Summary and Analysis
Act I:
Scene 1
Summary
Orsino, the Duke of Illyria, is sitting in his palace and enjoying himself by listening to music. He is in love and is in a whimsical, romantic mood, luxuriating in the various emotions which the music evokes. But he impulsively decides that he has heard enough, and after sending the musicians away, he expounds on the subject of love. Curio, one of his pages, asks his master if he wouldn't like to hunt; perhaps exercise will cure his master's soulful, philosophical moodiness. Orsino replies that he would like to hunt — but he would like to hunt the lovely Olivia, to whom he has sent another of his pages, Valentine, as an emissary. At that moment, Valentine enters. But he brings such bad news that he begs "not [to] be admitted": Olivia's brother has died, and she has vowed to mourn her brother's death for seven years. Surprisingly, the news does not dampen Orsino's spirit. He rhapsodizes on how a girl with such sensitivity can express her emotions; if she "hath a heart of that fine frame," he says, then she would be even more devoted and loyal to a lover.
Analysis
Twelfth Night has always been one of Shakespeare's most popular plays on the stage. On a first reading of the play, some students find the play difficult to come to grips with. This is because so much of the delight of the play comes from viewing the play. One must imagine the opening of the play with musicians entering and playing lovely music of a languid and melancholy nature to match the mood and personality of Duke Orsino's mood.

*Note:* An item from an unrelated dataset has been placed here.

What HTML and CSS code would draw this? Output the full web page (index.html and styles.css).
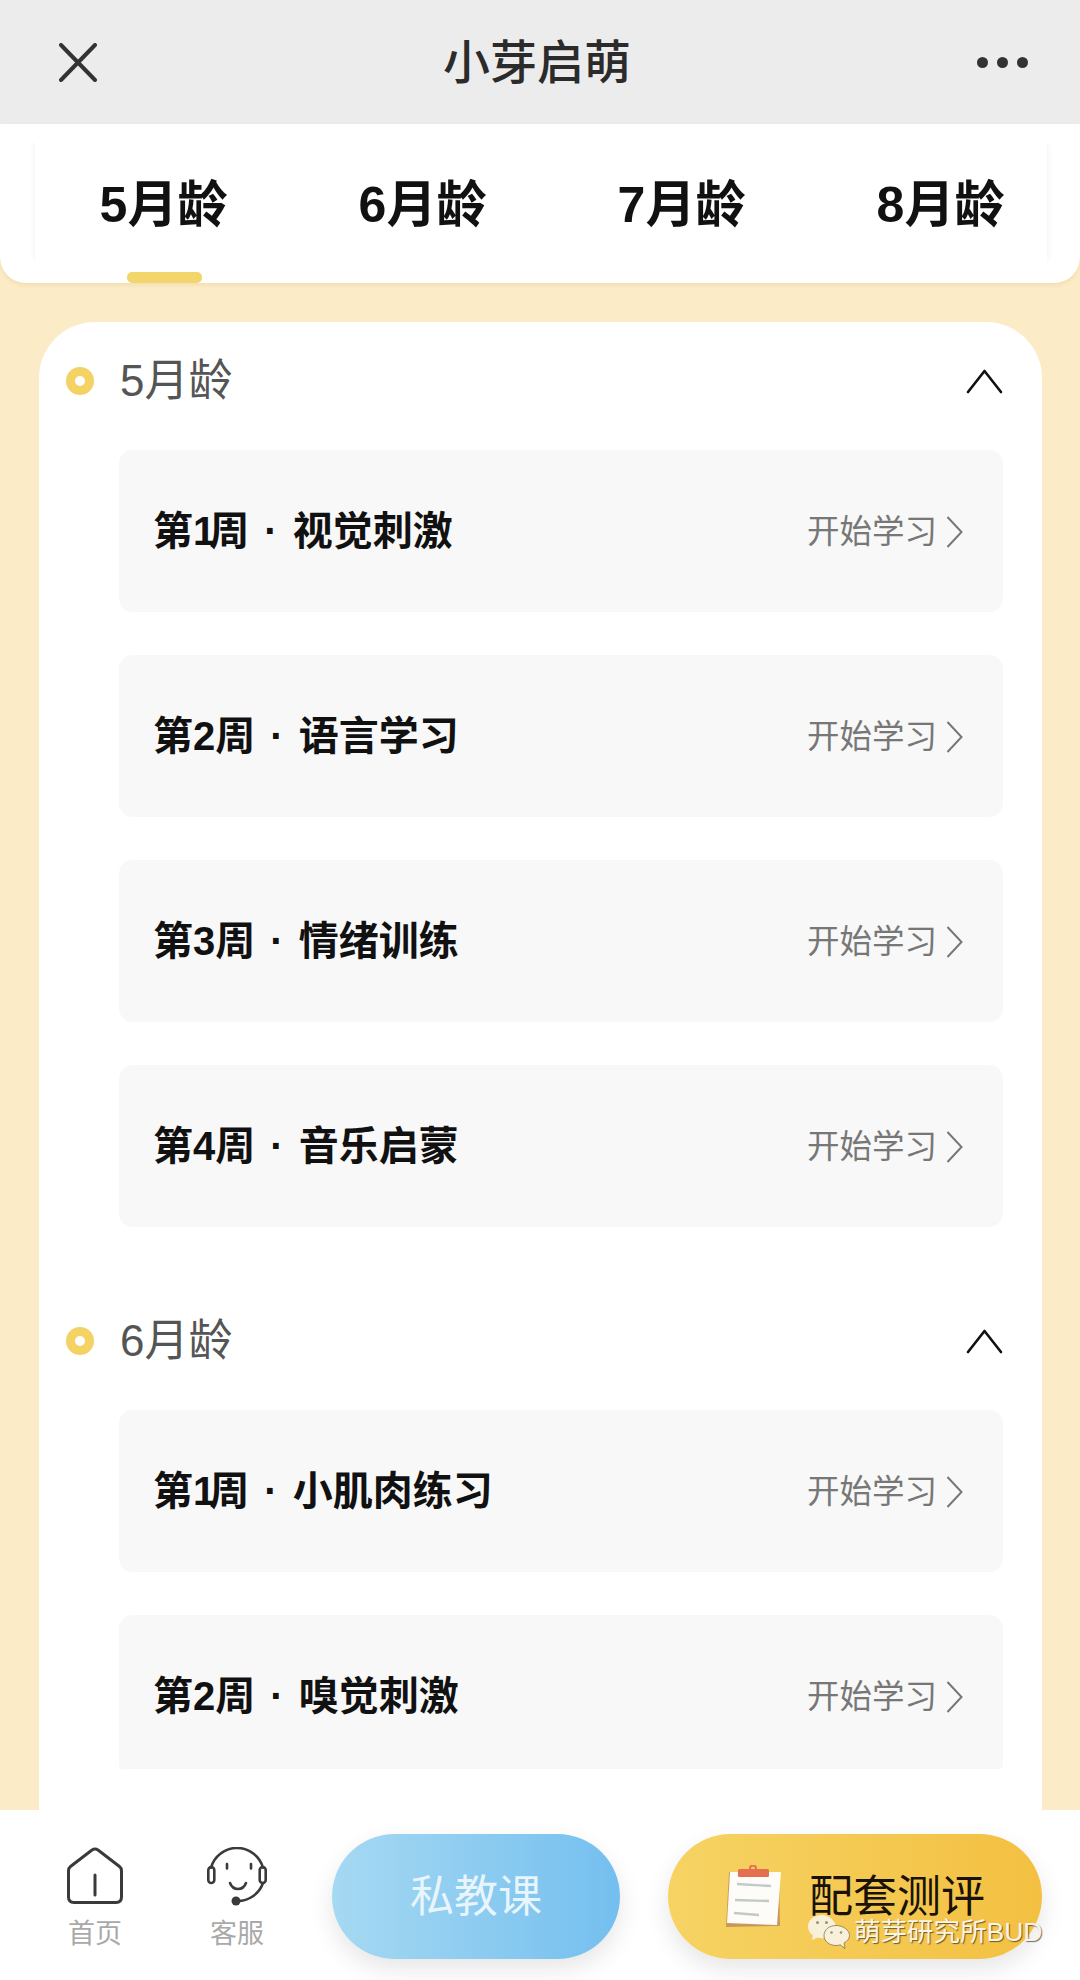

The general setting of the play is also significant. Shakespeare always set his comedies in faraway places so as to emphasize the ethereal quality of the romance. The name "Illyria" would be as little known to his audience as it is to today's average person; the fact that such a place did in fact exist on the Adriatic coast is of no importance to the play, for the name itself evokes images of faraway places filled with intrigues and love, and this is the concept that is emphasized throughout the play by the extensive use of music. In some productions, in addition to the songs played and sung on the stage, languid background music is played throughout the comedy.
The duke is in love, and his famous first lines announce this feeling:
If music be the food of love, play on!
Give me excess of it, that, surfeiting,
The appetite may sicken, and so die. (1-3)
But the duke is not in love with any one particular person (even though it would be foolish not to acknowledge, of course, the Lady Olivia); but most of all, the duke is in love with love itself; after all, the Lady Olivia has rejected his protestations of love, and yet he continues to insist that she marry him. The duke thoroughly delights in giving himself up to the exquisite delights of his own passions, but actually he does little to try to possess the object of his affections. In fact, this is the reason why he will later use Viola (Cesario) to do his courting for him.
The duke's character is set in his first speech. At the same time that he indulges in the sentimental music, he impetuously grows tired of it and dismisses the musicians. The duke then evokes the metaphor of the sea, which he likens to love. The sea is vast, as is the duke's capacity for love, but the sea is also changeable, unstable, and constantly shifting its mien. At the end of the comedy, the duke, significantly, will shift his love from the Lady Olivia to Viola within a moment; thus we should not be disturbed by this quick change. Feste later compares the duke's love to an opal, a gem which constantly changes its color according to the nature of the light.
When we hear that the Lady Olivia is going to mourn her brother for seven years, her desire to remain "cloistered like a nun" for seven years identifies her as a person of extreme romantic sentimentality, one who is not in touch with the real world; thus, she is a romantic counterpart to Duke Orsino. When the duke hears the news, he is pleased: if she can remain devoted to her brother for so long, it means that she has a constant heart; therefore, she will be constant to a lover forever, when the time comes. The duke then lies down; he goes to his "sweet beds of flowers" (usually an ottoman or lounge) in order to sleep and dream, believing that "love thoughts lie rich when canopied with bowers." In this short opening scene, we have seen the duke restless and enamored of love, tired of love, and finally ready to sleep and dream of love.